Appearing on RTÉ News at One, Coveney reiterated that he did not attend the celebration.

"I was in the Department of the Taoiseach that night... It was an evening when I... was watching... the vote in the UN that resulted in us gaining a seat on the security council after three or four years of campaigning to be there," he explained.

"Unfortunately, in my department, there were 20 or so officials who'd been very much involved in that successful campaign and when the vote came through, they celebrated in a way that they shouldn't have.

"They let their guard down. I have to say, they're all mortified by what happened now.


"That shouldn't have happened and the department has apologised for it."

Coveney was also asked if he joined the gathering with the group at any stage.

"I was back in my department working later on that night but it was about an hour and three quarters after the vote," he said.

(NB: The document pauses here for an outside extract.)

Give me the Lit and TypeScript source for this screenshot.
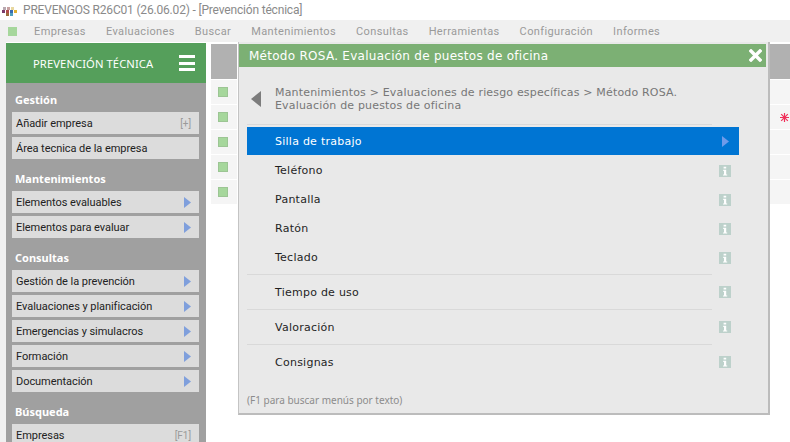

"I needed to go back to my department to finish my day's work. I called in to the UN section to thank the people who were still there for the work that they done."


He added that when he arrived there "certainly wasn't a party going on" and that he stayed for about 10 minutes.

Speaking about when he became aware of the celebration, Coveney said that he was told later on that evening that a photograph was tweeted out and then taken down.

"My Secretary General at the time acknowledged that it shouldn't have happened and it was a momentary, I think, drop of our guard, I think, was what he said," the Minister told the programme.

He also said he did not later seek an investigation into the celebration.

"This was something that had happened. It was quite public because it was put up on social media... there was an acknowledgment of wrongdoing," he said.


"I trusted my Secretary General and I felt that clearly what happened shouldn't have happened but I didn't feel that there was a need for follow-up after that.

"This is something that I think many in the department are very embarrassed about and feel ashamed about but it happened.

"It didn't happen since. I think from that point of view the lesson was learned."

The Minister said he would "of course" go before the Oireachtas Foreign Affairs Committee if he was asked to answer further questions on the matter.